What they know, they can report, in language one’s next-door neighbour can
understand. And if they are not well informed, it is their duty to be well
informed.
Expectations for Parliament
Helped by equity statements, legislatures and
Senate review of proposed legislation can specifically include the adequacy of
provisions for public answering. Legislatures can require standard sections in
Bills to deal specifically with the obligation to answer to a standard. It is
not far-fetched or unconstitutional to argue that the Governor General and
Lieutenant-Governors should say, "No debated public answering provisions,
no signature."
The tenure of political parties as governing
parties over the next decade will be decided in large measure by the quality of
their public answering for their intentions reasoning as well as their results.
The power of the few who govern each of the parties will increasingly be based
on the quality of their own public answering for their responsibilities. If the
answering is poor, backbenchers will distance themselves from the front bench.
Without public answering installed to a standard and buttressed in legislation,
trust in our institutions can be expected to fall further.

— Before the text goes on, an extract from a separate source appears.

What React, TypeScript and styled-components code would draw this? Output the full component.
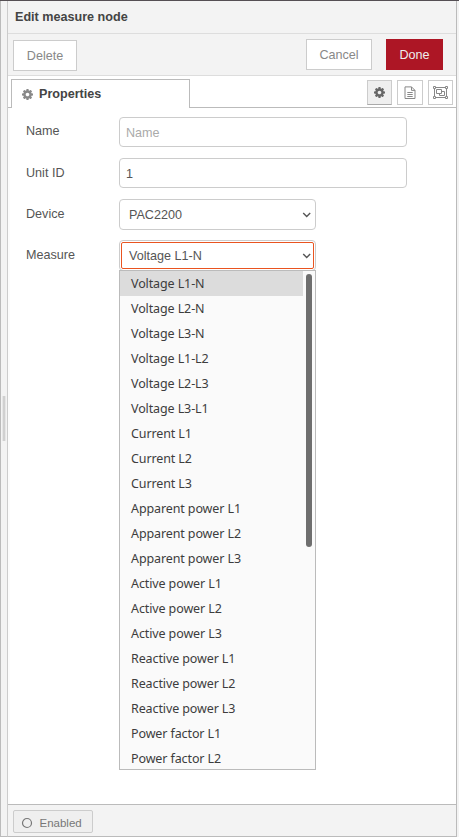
import React from "react";
import styled, { createGlobalStyle, css } from "styled-components";

const GlobalStyle = createGlobalStyle`
  * { box-sizing: border-box; }
  html, body { margin: 0; padding: 0; background: #f3f3f3; }
  body { font: 12.6px/20px "Liberation Sans", Arial, sans-serif; color: #555; overflow: hidden; }
  input, button { font: inherit; color: inherit; margin: 0; outline: none; }
`;

const Page = styled.div`
  display: flex;
  width: 459px;
  height: 837px;
  border-top: 1px solid #554f54;
  background: #f3f3f3;
`;

const Separator = styled.div`
  display: flex;
  align-items: center;
  width: 7px;
  border-left: 1px solid #bbb;
  border-bottom: 1px solid #bbb;
  padding-left: 1px;
`;

const Grip = styled.div`
  width: 4px;
  height: 45px;
  border: solid #e6e6e6;
  border-width: 0 1px;
  background: #d0d0d0;
`;

const Tray = styled.main`
  display: flex;
  flex-direction: column;
  width: 450px;
  border: 1px solid #bbb;
  border-left-color: #ccc;
  border-top: 0;
  background: #fff;
`;

const Header = styled.header`
  height: 33px;
  padding: 6px 7px;
  border-bottom: 1px solid #ddd;
  background: #f3f3f3;
  font-weight: bold;
  color: #444;
`;

const Toolbar = styled.div`
  display: flex;
  height: 42px;
  padding: 5px 13px 0 5px;
  border-bottom: 1px solid #ddd;
  background: #f3f3f3;
`;

const Button = styled.button<{ $width: number; $primary?: boolean; $side?: "left" | "right" }>`
  width: ${(p) => p.$width}px;
  height: 31px;
  padding: 0;
  border: 1px solid ${(p) => (p.$primary ? "#ad1625" : "#ccc")};
  background: ${(p) => (p.$primary ? "#ad1625" : "#fff")};
  color: ${(p) => (p.$primary ? "#eee" : "#888")};
  ${(p) => p.$side === "left" && css`margin: 1px auto 0 0;`}
  ${(p) => p.$side === "right" && css`margin-left: 14px;`}
`;

const TabBar = styled.div`
  display: flex;
  height: 32px;
  padding: 3px 3px 0 3px;
  box-shadow: inset 0 -1px #bbb;
`;

const Tab = styled.div`
  display: flex;
  align-items: center;
  gap: 6px;
  width: 179px;
  height: 29px;
  margin-right: auto;
  padding-left: 10px;
  border: 1px solid #bbb;
  border-bottom: 0;
  background: #fff;
  font-weight: bold;
  color: #444;
  svg { color: #888; }
`;

const IconButton = styled.button<{ $selected?: boolean; $wide?: boolean }>`
  display: flex;
  align-items: center;
  justify-content: center;
  width: ${(p) => (p.$wide ? 26 : 25)}px;
  height: 25px;
  margin: 1px 0 0 5px;
  padding: 0;
  border: 1px solid #ccc;
  border-bottom-color: ${(p) => (p.$selected ? "#aaa" : "#ccc")};
  background: ${(p) => (p.$selected ? "#efefef" : "#fff")};
  color: ${(p) => (p.$selected ? "#666" : "#888")};
`;

const Form = styled.div`
  flex: 1;
  padding: 9px 18px 0;
  box-shadow: inset 2px 0 #fcfcfc;
`;

const Row = styled.div<{ $height: number }>`
  display: flex;
  height: ${(p) => p.$height}px;
`;

const Label = styled.label`
  width: 93px;
  padding-top: 4px;
  ${Row} + ${Row} & { padding-top: 5px; }
`;

const Input = styled.input`
  width: 288px;
  height: 30px;
  padding: 2px 6px 0;
  border: 1px solid #ccc;
  border-radius: 4px;
  background: #fff;
  &::placeholder { color: #aaa; opacity: 1; }
`;

const SelectWrap = styled.div`
  position: relative;
  width: 197px;
`;

const Select = styled.div<{ $focused?: boolean }>`
  display: flex;
  align-items: center;
  justify-content: space-between;
  height: 31px;
  padding: 0 4px 0 9px;
  border: 1px solid #ccc;
  border-radius: 4px;
  background: #fff;
  ${(p) =>
    p.$focused &&
    css`
      outline: 1px solid #e95420;
      outline-offset: -3px;
    `}
`;

const Menu = styled.div`
  position: absolute;
  z-index: 1;
  top: 30px;
  left: 0;
  display: flex;
  width: 197px;
  height: 500px;
  border: 1px solid #bbb;
  background: #fafafa;
  color: #3d3d3d;
  font: 12.5px/25px "Noto Sans", sans-serif;
  letter-spacing: -0.11px;
`;

const Options = styled.div`
  width: 183px;
  height: 498px;
  overflow: hidden;
`;

const Option = styled.div<{ $selected?: boolean }>`
  height: 25px;
  padding-left: 11px;
  background: ${(p) => (p.$selected ? "#dcdcdc" : "transparent")};
  white-space: nowrap;
`;

const ScrollThumb = styled.div`
  width: 6px;
  height: 273px;
  margin: 3px 0 0 3px;
  border-radius: 3px;
  background: #6e6e6e;
`;

const Footer = styled.footer`
  height: 32px;
  padding: 5px;
  border-top: 1px solid #bbb;
  background: #f3f3f3;
`;

const StateButton = styled.button`
  display: flex;
  align-items: center;
  gap: 7px;
  width: 80px;
  height: 23px;
  padding: 2px 0 0 6.5px;
  border: 1px solid #ccc;
  border-radius: 2px;
  background: #efefef;
  color: #777;
  font-size: 11.5px;
`;

const Gear = ({ size = 11 }: { size?: number }) => (
  <svg width={size} height={size} viewBox="0 -128 1536 1536" fill="currentColor" fillRule="evenodd">
    <path d="M1024 640q0 106-75 181t-181 75-181-75-75-181 75-181 181-75 181 75 75 181zm512-109v222q0 12-8 23t-20 13l-185 28q-19 54-39 91 35 50 107 138 10 12 10 25t-9 23q-27 37-99 108t-94 71q-12 0-26-9l-138-108q-44 23-91 38-16 136-29 186-7 28-36 28h-222q-14 0-24.5-8.5t-11.5-21.5l-28-184q-49-16-90-37l-141 107q-10 9-25 9-14 0-25-11-126-114-165-168-7-10-7-23 0-12 8-23 15-21 51-66.5t54-70.5q-27-50-41-99l-183-27q-13-2-21-12.5t-8-23.5v-222q0-12 8-23t19-13l186-28q14-46 39-92-40-57-107-138-10-12-10-24 0-10 9-23 26-36 98.5-107.5t94.5-71.5q13 0 26 10l138 107q44-23 91-38 16-136 29-186 7-28 36-28h222q14 0 24.5 8.5t11.5 21.5l28 184q49 16 90 37l142-107q9-9 24-9 13 0 25 10 129 119 165 170 7 8 7 22 0 12-8 23-15 21-51 66.5t-54 70.5q26 50 41 98l183 28q13 2 21 12.5t8 23.5z" />
  </svg>
);

const FileIcon = () => (
  <svg width="12" height="14" viewBox="0 0 12 14" fill="none" stroke="currentColor">
    <path d="M1 .9h6.5l3.5 3.5v8.1H1zM7.5.9v3.5H11M3.3 6.5h5.4M3.3 8.5h5.4M3.3 10.5h5.4" />
  </svg>
);

const GroupIcon = () => (
  <svg width="15" height="13" viewBox="0 0 15 13" fill="none" stroke="currentColor">
    <path d="M1.5 1.5h12v10h-12z" />
    <path d="M3.5 3.5h5v4h-5zM9 5.5h2.5v4h-5V8" />
    <path fill="#fff" d="M.5.5h2v2h-2zM12.5.5h2v2h-2zM.5 10.5h2v2h-2zM12.5 10.5h2v2h-2z" />
  </svg>
);

const Chevron = () => (
  <svg width="9" height="6" viewBox="0 0 9 6" fill="none" stroke="#555" strokeWidth="1.4">
    <path d="M1.2 1l3.5 3.4L8.2 1" />
  </svg>
);

const Circle = () => (
  <svg width="12" height="12" viewBox="0 0 12 12" fill="none" stroke="#777" strokeWidth="1.2">
    <circle cx="6" cy="6" r="4.5" />
  </svg>
);

const measures = [
  "Voltage L1-N", "Voltage L2-N", "Voltage L3-N",
  "Voltage L1-L2", "Voltage L2-L3", "Voltage L3-L1",
  "Current L1", "Current L2", "Current L3",
  "Apparent power L1", "Apparent power L2", "Apparent power L3",
  "Active power L1", "Active power L2", "Active power L3",
  "Reactive power L1", "Reactive power L2", "Reactive power L3",
  "Power factor L1", "Power factor L2",
];

export default function App() {
  return (
    <>
      <GlobalStyle />
      <Page>
        <Separator><Grip /></Separator>
        <Tray>
          <Header>Edit measure node</Header>
          <Toolbar>
            <Button $width={64} $side="left">Delete</Button>
            <Button $width={66}>Cancel</Button>
            <Button $width={57} $primary $side="right">Done</Button>
          </Toolbar>
          <TabBar>
            <Tab><Gear />Properties</Tab>
            <IconButton $selected aria-label="Properties"><Gear /></IconButton>
            <IconButton $wide aria-label="Description"><FileIcon /></IconButton>
            <IconButton aria-label="Appearance"><GroupIcon /></IconButton>
          </TabBar>
          <Form>
            <Row $height={41}>
              <Label>Name</Label>
              <Input placeholder="Name" />
            </Row>
            <Row $height={41}>
              <Label>Unit ID</Label>
              <Input defaultValue="1" />
            </Row>
            <Row $height={41}>
              <Label>Device</Label>
              <SelectWrap><Select>PAC2200<Chevron /></Select></SelectWrap>
            </Row>
            <Row $height={31}>
              <Label>Measure</Label>
              <SelectWrap>
                <Select $focused>Voltage L1-N<Chevron /></Select>
                <Menu>
                  <Options>
                    {measures.map((m, i) => (
                      <Option key={m} $selected={i === 0}>{m}</Option>
                    ))}
                  </Options>
                  <ScrollThumb />
                </Menu>
              </SelectWrap>
            </Row>
          </Form>
          <Footer>
            <StateButton><Circle />Enabled</StateButton>
          </Footer>
        </Tray>
      </Page>
    </>
  );
}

That means society
does not work properly. The idea is to increase public trust in our
institutions, and adequate public answering is a large part of the means.
Notes
1. The equity statement was introduced in an
earlier Canadian Parliamentary Review article, "The Elected
Representative’s Role in Public Accountability" (Spring 1994). In that
article I used the term "equity schedule," which was too much an
accountant’s term for the purpose intended.

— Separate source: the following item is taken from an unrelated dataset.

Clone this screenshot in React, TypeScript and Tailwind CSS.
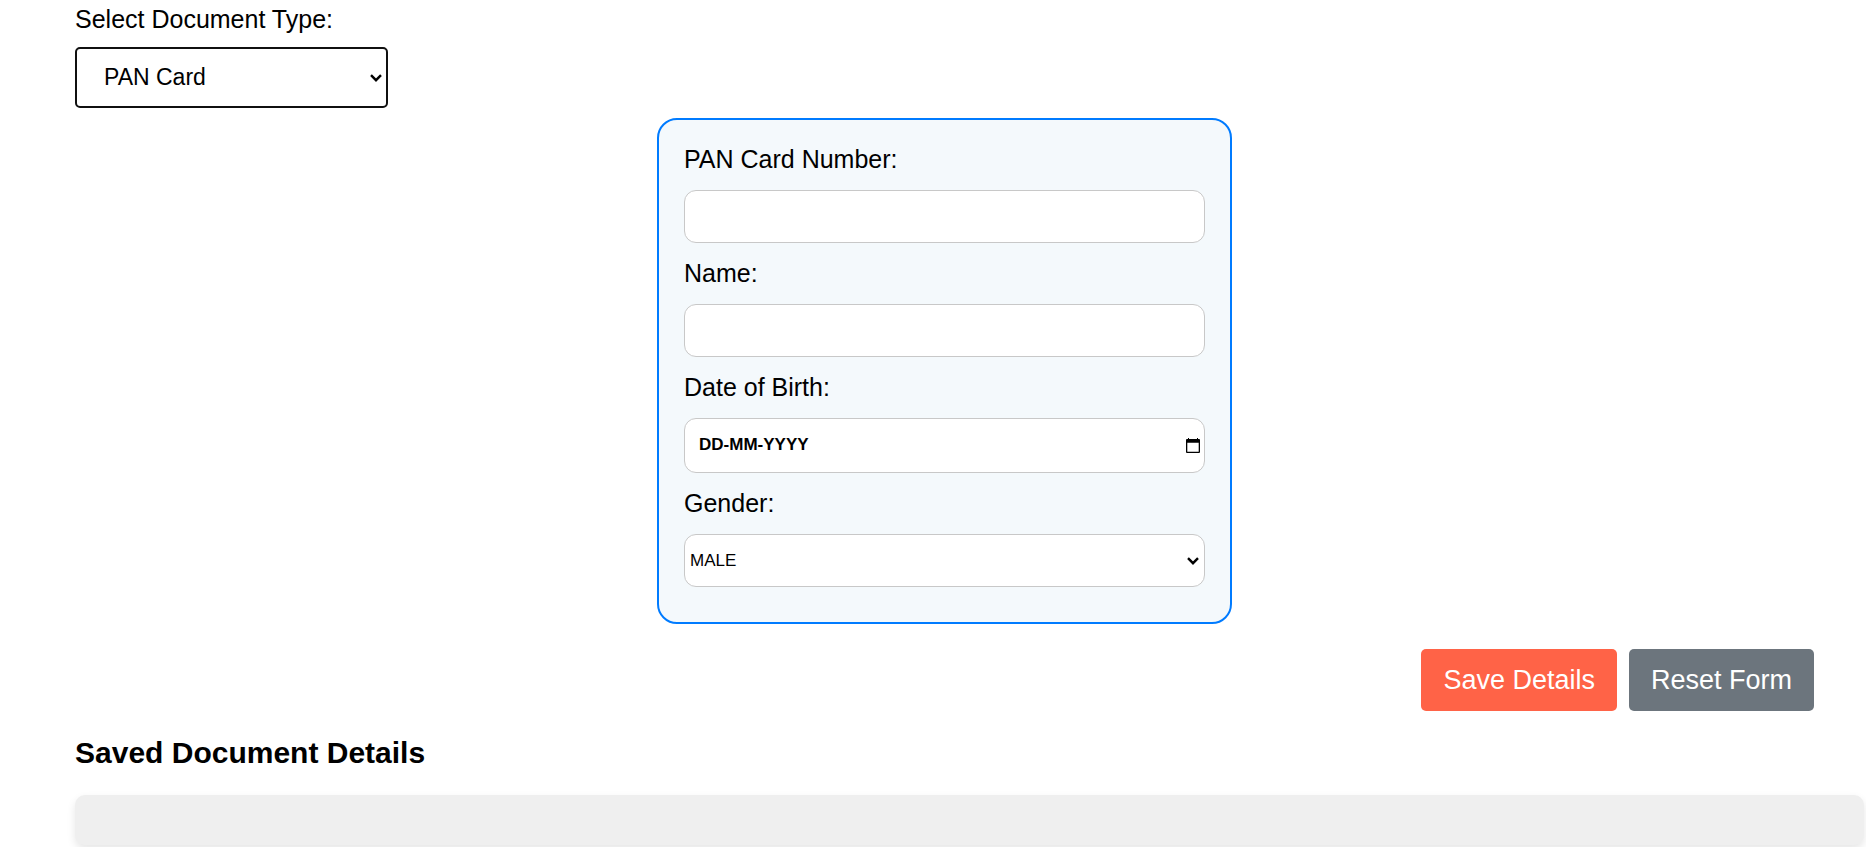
import { useState } from "react";
import type { ComponentProps, FormEvent, ReactNode } from "react";

const fieldClass =
  "block w-full rounded-xl border border-[#c8c8c8] bg-white text-[17px] text-black";

function Field({ id, label, children }: { id: string; label: string; children: ReactNode }) {
  return (
    <div>
      <label htmlFor={id} className="mb-[17px] block text-[25px] leading-7">
        {label}
      </label>
      {children}
    </div>
  );
}

function Select({ className, ...props }: ComponentProps<"select">) {
  return (
    <div className="relative">
      <select {...props} className={`appearance-none ${className}`} />
      <svg
        viewBox="0 0 12 8"
        className="pointer-events-none absolute top-1/2 right-1.5 h-2 w-3 -translate-y-1/2"
        aria-hidden="true"
      >
        <path d="M1 1.200 6 6.200 11 1.200" fill="none" stroke="#000" strokeWidth="2.4" />
      </svg>
    </div>
  );
}

function CalendarIcon() {
  return (
    <svg viewBox="0 0 14 15" className="h-[15px] w-[14px]" aria-hidden="true">
      <path
        fillRule="evenodd"
        fill="#000"
        d="M2 0h1v1h8V0h1v1h1q1 0 1 1v12q0 1-1 1H1q-1 0-1-1V2q0-1 1-1h1ZM1.300 4.700v9h11.400v-9Z"
      />
    </svg>
  );
}

export default function App() {
  const [docType, setDocType] = useState("PAN Card");
  const [birthDate, setBirthDate] = useState("DD-MM-YYYY");

  const handleSubmit = (event: FormEvent) => event.preventDefault();

  return (
    <main className="bg-white pt-[5px] pr-0.5 pb-[3px] pl-[75px] font-['Liberation_Sans',Arial,sans-serif] text-black">
      <form
        onSubmit={handleSubmit}
        onReset={() => setBirthDate("DD-MM-YYYY")}
        className="pr-[50px]"
      >
        <label htmlFor="docType" className="mb-3.5 block text-[25px] leading-7">
          Select Document Type:
        </label>
        <div className="w-[313px]">
          <Select
            id="docType"
            value={docType}
            onChange={(event) => setDocType(event.target.value)}
            className="block h-[61px] w-full rounded-[5px] border-2 border-[#101010] bg-white pl-[27px] text-[23px]"
          >
            <option>PAN Card</option>
            <option>Aadhaar Card</option>
            <option>Passport</option>
          </Select>
        </div>

        <section className="mx-auto mt-2.5 flex w-full max-w-[575px] flex-col gap-4 rounded-[20px] border-2 border-[#007bff] bg-[#f4f9fc] px-[25px] pt-[25px] pb-[35px]">
          <Field id="panNumber" label="PAN Card Number:">
            <input id="panNumber" type="text" className={`${fieldClass} h-[53px] px-3`} />
          </Field>
          <Field id="fullName" label="Name:">
            <input id="fullName" type="text" className={`${fieldClass} h-[53px] px-3`} />
          </Field>
          <Field id="birthDate" label="Date of Birth:">
            <div className={`${fieldClass} flex h-[55px] items-center pr-1 pl-3.5`}>
              <input
                id="birthDate"
                type="text"
                value={birthDate}
                onChange={(event) => setBirthDate(event.target.value)}
                className="min-w-0 grow bg-transparent pb-0.5 font-bold outline-none"
              />
              <button type="button" aria-label="Open calendar">
                <CalendarIcon />
              </button>
            </div>
          </Field>
          <Field id="gender" label="Gender:">
            <Select id="gender" className={`${fieldClass} h-[53px] pl-[5px]`}>
              <option>MALE</option>
              <option>FEMALE</option>
              <option>OTHER</option>
            </Select>
          </Field>
        </section>

        <div className="mt-[25px] flex justify-end gap-3">
          <button
            type="submit"
            className="h-[62px] rounded-[5px] bg-[#ff6347] px-[22px] text-[27px] text-white"
          >
            Save Details
          </button>
          <button
            type="reset"
            className="h-[62px] rounded-[5px] bg-[#6c757d] px-[22px] text-[27px] text-white"
          >
            Reset Form
          </button>
        </div>
      </form>

      <h2 className="mt-6 text-[30px] leading-9 font-bold">Saved Document Details</h2>
      <div className="mt-6 h-[50px] rounded-[10px] bg-[#efefef] shadow-[0_4px_8px_rgba(0,0,0,0.1)]" />
    </main>
  );
}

2 For example, in a June 1996 article in
Vancouver’s Georgia Straight, journalist Terry Glavin writes: ‘For all the
company-sponsored mob scenes over Ottawa’s alleged surrender of salmon to
Aboriginal people following the supreme Court of Canada’s 1990
"Sparrow" decision, Weston and Pattison’s share was greater than the
entire sockeye allocation to all the Aboriginal communities of British Columbia
combined. (Galen Weston and Jimmy Pattison being the owners respectively of
B.C. Packers and Canadian Fishing Co.).